■ **Challenge**
Find the lines that contain the word "table" and copy each one.

■ **Supplied information**
•••

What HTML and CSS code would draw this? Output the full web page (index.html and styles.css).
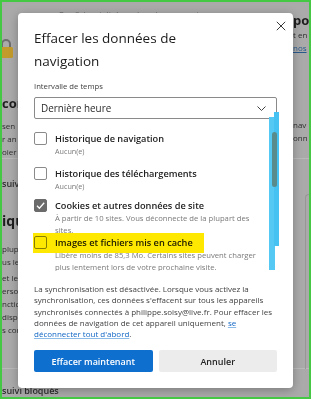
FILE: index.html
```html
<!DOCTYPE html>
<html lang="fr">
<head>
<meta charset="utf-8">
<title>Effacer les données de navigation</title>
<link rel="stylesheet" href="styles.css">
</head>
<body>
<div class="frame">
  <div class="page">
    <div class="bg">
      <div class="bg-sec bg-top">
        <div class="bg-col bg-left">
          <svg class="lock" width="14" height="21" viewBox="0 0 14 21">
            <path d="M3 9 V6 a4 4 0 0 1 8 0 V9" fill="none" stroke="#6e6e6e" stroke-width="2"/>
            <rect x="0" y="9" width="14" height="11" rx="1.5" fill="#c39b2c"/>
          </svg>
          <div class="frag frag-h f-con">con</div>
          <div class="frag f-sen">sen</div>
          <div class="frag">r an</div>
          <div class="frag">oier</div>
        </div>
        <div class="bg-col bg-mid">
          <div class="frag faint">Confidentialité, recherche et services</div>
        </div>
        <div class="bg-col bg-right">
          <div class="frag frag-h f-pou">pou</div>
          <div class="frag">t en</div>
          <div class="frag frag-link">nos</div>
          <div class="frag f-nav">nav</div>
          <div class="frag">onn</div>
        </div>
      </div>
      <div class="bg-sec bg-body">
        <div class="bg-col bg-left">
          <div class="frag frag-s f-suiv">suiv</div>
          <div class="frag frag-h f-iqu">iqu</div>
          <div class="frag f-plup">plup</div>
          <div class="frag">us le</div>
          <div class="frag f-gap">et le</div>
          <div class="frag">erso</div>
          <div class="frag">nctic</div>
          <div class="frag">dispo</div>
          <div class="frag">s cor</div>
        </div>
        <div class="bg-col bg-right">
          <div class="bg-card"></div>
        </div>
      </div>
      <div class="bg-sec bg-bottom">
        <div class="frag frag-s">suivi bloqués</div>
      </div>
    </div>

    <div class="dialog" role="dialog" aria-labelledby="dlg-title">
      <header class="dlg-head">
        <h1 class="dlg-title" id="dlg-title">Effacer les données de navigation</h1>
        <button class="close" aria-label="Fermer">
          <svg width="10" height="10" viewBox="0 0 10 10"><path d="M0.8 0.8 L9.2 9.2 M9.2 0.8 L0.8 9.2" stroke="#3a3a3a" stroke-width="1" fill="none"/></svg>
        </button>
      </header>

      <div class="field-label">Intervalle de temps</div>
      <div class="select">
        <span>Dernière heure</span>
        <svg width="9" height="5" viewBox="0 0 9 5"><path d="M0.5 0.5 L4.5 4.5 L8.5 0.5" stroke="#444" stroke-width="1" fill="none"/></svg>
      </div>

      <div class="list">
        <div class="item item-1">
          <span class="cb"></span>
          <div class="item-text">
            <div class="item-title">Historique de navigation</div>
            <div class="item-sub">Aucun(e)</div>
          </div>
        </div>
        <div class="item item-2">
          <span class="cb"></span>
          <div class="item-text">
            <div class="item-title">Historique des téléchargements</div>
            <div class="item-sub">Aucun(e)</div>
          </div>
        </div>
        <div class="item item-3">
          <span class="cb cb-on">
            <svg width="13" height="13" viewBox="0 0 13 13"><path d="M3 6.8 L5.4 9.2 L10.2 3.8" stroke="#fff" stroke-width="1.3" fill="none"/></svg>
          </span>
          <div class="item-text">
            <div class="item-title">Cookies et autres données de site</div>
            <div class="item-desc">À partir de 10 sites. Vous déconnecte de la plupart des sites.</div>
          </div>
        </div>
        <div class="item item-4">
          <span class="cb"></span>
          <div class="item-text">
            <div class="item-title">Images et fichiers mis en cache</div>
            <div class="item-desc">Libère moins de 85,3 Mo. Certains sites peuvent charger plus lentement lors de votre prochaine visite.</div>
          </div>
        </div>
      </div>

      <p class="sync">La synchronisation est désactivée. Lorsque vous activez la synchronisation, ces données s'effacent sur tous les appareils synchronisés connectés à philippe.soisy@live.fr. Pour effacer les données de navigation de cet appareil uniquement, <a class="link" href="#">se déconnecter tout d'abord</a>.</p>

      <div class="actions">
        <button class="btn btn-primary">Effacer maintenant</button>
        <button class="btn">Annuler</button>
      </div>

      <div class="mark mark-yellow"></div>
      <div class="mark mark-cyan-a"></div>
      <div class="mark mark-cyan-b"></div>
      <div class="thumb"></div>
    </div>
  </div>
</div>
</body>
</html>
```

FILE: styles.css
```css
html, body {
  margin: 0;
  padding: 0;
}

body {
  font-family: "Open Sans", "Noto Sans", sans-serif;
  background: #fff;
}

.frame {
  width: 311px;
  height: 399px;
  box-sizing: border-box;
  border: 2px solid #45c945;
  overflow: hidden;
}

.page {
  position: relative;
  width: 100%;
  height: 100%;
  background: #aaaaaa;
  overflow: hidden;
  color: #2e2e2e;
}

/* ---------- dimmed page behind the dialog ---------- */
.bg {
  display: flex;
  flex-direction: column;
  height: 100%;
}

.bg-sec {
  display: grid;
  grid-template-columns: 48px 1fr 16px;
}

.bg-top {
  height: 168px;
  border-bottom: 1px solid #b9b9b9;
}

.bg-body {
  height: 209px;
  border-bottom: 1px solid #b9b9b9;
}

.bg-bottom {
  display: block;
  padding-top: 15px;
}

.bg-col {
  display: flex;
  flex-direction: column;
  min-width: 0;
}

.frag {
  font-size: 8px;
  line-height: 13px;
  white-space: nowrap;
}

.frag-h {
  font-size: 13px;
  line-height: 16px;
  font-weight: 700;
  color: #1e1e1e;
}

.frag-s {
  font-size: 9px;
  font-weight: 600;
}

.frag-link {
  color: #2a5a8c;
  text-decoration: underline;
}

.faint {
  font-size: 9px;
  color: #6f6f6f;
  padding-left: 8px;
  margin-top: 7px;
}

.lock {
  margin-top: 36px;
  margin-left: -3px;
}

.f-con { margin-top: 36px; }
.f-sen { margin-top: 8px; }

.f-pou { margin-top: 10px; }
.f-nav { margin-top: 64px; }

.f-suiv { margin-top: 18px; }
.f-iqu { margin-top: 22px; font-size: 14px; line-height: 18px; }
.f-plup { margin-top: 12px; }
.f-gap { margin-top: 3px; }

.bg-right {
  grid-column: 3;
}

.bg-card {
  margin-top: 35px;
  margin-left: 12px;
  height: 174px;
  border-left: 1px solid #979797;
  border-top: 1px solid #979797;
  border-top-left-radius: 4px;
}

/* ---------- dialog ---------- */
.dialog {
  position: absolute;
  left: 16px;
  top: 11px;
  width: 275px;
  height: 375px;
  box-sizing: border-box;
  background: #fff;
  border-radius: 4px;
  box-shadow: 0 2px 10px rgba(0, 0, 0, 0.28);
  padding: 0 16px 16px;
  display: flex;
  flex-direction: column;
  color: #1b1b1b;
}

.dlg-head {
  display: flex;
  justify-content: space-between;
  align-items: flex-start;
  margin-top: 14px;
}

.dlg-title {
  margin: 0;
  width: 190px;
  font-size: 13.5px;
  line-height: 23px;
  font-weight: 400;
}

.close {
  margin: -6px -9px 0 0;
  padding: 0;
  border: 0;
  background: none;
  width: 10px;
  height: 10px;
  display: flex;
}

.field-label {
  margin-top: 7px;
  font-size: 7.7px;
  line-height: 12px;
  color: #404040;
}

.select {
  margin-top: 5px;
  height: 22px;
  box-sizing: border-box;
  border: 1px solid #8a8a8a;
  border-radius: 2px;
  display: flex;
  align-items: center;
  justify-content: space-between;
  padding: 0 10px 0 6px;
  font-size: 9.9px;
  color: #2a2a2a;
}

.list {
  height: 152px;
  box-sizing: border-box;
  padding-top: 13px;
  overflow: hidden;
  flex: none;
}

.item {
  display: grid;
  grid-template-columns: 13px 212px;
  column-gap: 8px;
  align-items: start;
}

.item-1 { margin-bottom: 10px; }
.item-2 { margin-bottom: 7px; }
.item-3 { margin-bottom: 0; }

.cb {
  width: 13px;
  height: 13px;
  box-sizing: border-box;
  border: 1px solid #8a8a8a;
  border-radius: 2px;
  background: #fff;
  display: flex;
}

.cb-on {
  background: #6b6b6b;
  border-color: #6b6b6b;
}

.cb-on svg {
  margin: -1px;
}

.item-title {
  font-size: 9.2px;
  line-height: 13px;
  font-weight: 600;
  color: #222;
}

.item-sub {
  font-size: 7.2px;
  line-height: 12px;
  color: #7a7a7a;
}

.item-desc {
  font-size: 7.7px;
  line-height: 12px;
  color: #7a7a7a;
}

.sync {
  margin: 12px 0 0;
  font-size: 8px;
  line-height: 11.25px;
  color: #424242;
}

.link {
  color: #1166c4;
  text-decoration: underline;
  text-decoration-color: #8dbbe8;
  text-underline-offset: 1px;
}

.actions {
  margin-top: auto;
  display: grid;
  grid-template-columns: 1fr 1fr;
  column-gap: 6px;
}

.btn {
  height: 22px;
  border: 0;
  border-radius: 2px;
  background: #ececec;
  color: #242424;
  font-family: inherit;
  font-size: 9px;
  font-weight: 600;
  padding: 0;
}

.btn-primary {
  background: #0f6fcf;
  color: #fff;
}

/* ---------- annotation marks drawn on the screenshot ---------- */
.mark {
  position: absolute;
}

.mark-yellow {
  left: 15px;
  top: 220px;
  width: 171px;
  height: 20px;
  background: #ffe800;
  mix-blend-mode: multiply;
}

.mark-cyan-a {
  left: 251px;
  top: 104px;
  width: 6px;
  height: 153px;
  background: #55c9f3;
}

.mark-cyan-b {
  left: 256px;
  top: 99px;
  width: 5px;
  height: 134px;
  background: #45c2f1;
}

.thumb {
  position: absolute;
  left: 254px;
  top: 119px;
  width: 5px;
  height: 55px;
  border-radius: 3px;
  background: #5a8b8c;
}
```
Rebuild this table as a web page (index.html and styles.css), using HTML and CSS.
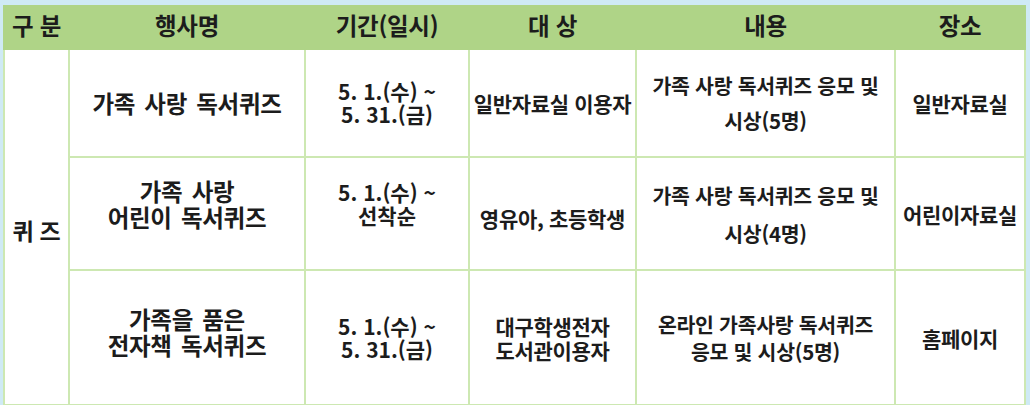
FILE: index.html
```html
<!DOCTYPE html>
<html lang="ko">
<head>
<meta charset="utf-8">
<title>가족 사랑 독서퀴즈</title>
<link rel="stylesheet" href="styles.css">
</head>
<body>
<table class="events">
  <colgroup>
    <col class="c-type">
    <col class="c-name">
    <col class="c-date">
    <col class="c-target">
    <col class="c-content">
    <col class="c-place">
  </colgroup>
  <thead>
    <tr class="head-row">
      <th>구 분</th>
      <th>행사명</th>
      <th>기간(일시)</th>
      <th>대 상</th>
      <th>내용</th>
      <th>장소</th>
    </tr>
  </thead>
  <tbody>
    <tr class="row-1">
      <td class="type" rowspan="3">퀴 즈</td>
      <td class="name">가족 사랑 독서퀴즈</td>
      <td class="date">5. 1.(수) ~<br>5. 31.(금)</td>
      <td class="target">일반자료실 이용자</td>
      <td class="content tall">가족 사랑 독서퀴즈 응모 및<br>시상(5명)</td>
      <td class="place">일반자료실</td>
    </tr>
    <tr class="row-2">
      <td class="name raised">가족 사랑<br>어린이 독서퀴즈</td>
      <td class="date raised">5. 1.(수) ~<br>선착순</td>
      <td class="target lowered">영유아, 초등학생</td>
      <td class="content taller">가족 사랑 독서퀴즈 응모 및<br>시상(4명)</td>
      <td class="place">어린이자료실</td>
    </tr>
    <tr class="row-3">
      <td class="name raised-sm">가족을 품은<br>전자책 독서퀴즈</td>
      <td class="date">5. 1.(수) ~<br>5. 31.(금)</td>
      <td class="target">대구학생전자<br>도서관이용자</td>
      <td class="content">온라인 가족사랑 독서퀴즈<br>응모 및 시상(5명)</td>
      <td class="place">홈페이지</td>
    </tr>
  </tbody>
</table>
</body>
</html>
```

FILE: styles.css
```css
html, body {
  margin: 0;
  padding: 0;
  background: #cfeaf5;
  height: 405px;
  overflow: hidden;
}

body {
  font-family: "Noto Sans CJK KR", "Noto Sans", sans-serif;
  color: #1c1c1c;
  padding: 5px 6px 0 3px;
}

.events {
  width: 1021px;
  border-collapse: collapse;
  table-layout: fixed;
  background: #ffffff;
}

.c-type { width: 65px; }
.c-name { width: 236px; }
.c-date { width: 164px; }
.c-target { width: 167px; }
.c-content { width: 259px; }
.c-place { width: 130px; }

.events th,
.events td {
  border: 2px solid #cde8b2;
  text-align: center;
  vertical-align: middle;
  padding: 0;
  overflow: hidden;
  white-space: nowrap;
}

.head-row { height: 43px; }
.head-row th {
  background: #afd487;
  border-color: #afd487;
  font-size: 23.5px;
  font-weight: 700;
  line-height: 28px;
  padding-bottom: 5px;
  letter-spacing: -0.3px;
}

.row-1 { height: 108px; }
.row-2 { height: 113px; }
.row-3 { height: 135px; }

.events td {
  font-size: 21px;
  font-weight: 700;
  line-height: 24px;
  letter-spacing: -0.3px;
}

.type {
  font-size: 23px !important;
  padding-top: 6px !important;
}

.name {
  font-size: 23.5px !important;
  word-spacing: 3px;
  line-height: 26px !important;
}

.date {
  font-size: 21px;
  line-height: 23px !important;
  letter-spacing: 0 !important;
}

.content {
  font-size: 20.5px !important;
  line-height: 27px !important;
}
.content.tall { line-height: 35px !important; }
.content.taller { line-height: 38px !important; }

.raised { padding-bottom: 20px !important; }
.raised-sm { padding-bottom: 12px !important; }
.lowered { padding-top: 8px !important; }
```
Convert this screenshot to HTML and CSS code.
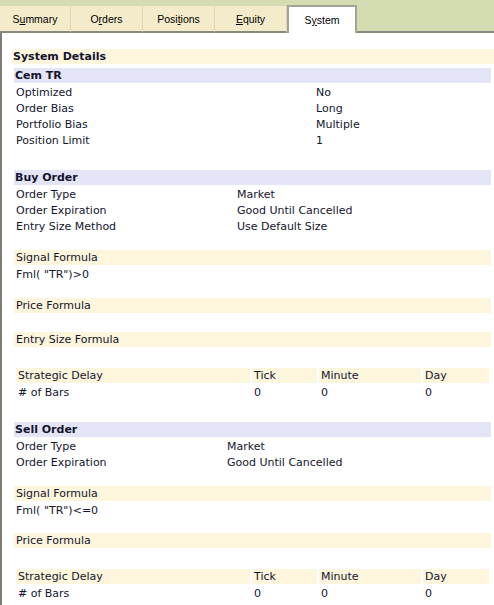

•••

■ **Full solution**
Rebuild this table as a web page (index.html and styles.css), using HTML and CSS.
<table class="events">
</table>
  table-layout: fixed;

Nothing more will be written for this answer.